‘Doesn’t it drive you mad?’ My brother asked, gesturing at the ticking clock on the mantle, the baroque beast that had been our father’s.
‘I find it quite soothing,’ I replied.
It was the first time he’d come to visit me in almost a year. Good to see him again, though it felt a little odd, me now living in the house we’d grown up in while he had built a new home elsewhere. In hindsight, my hosting was not up to snuff that night. Perhaps I’d have been more attentive if I’d known what was to follow.
Less than a month later, it was my turn to visit him, though the venue was not his house. He found himself in the hospital, in dire circumstances. Congenital heart disease leading to total heart failure. Due to his generally poor health, brought on by a mix of genetic faults and hard living, he was not a good candidate for a transplant.
‘That doesn’t mean we’re entirely out of options.’ The doctor handed leaflets to my brother and I. ‘We’re doing a trial in conjunction with the Ferenbrooke University physics department. They think they have a power source that can run safely inside a person for a decade or more. That, in conjunction with a few advancements in material science, mean we’re able to make artificial hearts that won’t reject, don’t require an external power source. It’s a huge leap forward. Or it will be, if it pans out. I can get you onto the trial. It is not without risk, but I do believe it’s your best bet.’

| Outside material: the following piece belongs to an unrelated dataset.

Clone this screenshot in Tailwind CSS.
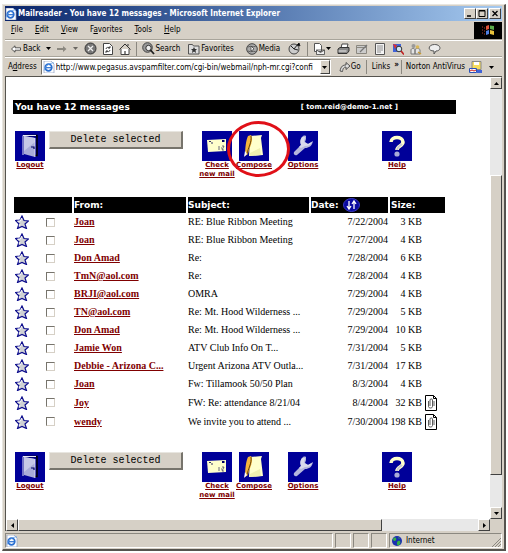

My brother was apprehensive, but at my urging he signed up for it.
Two weeks later, he was in my house, the dining room table having been replaced with a hospital bed. The surgery went well and he was calm and mobile, though not unchanged. His scar was long and ragged. And the noise. A whoosh and a tick, the mechanical answer to a more conventional, meaty heart beat. That noise was ever-present.
I had to ferry him to the hospital weekly, for a blood test and some other checks. The main risk was that the power source, some chemical device conceptually like a battery but in composition entirely unlike one, might leak. The doctors had assured us that this would not be lethal but would need to be attended to with haste. It was a novel material and its effects were not entirely predictable.
The initial appointments were fine. By the end of the third month, I found myself worried by my brother’s continued stillness. He’d stand and walk without issue, take his meals, all that. But he was possessed of a preternatural calm that was quite unlike him. I blamed the medication, at first. But he’d forgone any painkillers or sedatives after the first four weeks. The trauma of the ordeal could, of course, contribute to his change of personality, his dulling. If that were the case, it would need addressing.
The fourteenth appointment came by, my brother shuffled to the passenger door of my car, and we set off. The whoosh-tick of his mechanical heart filled the air. I put on the radio to cover it, found a classic rock station. My brother’s favourite genre. I spotted no reaction in him.
At the hospital, first a blood sample was taken. My brother then followed a nurse through to a consultation room, where the doctor leading the study on the new artificial hearts would be waiting for him. I waited with the phlebotomist, watching as he worked in a side room with the door open. He deposited a drop of blood into a vial of yellowish liquid, shook it, and then squirted a few drops onto something like a COVID test. I was used to this procedure. The test was a basic screening measure, it would show positive if there was more than a trace of the battery compound in my brother’s blood.
That day, it was indeed positive. ‘I’ll have to let the doctor know right away.’ The phlebotomist said.
My heart a-quiver, I followed him to the back hallway, through to the consultation room. He flung open the door. ‘He’s positive,’ the phlebotomist said.
‘Right, okay. Let’s not lose our heads,’ replied the doctor. He retrieved a stethoscope from the trolley by the examination bed upon which my brother sat. The ear pieces went in his ears, the chest piece on my brother’s chest. ‘Have you noticed anything troubling?’ Asked the doctor.
‘That ticking,’ replied my brother. He grabbed the doctor’s head, one large hand over either ear, and pushed the stethoscope in towards the middle.
The doctor screamed. The phlebotomist did likewise, moving to my brother and trying to pull his arms off the doctor.
I stood, transfixed by panic, unable to process the scene.
My brother pulled the doctor’s head to his own chest, muffled the man’s screams with his own flesh. He pulled and pulled, exerting more force than I’d ever known he could. The phlebotomist’s efforts meant nothing. Three long seconds until the screaming stopped, until a sickening crack heralded the doctor’s body going limp.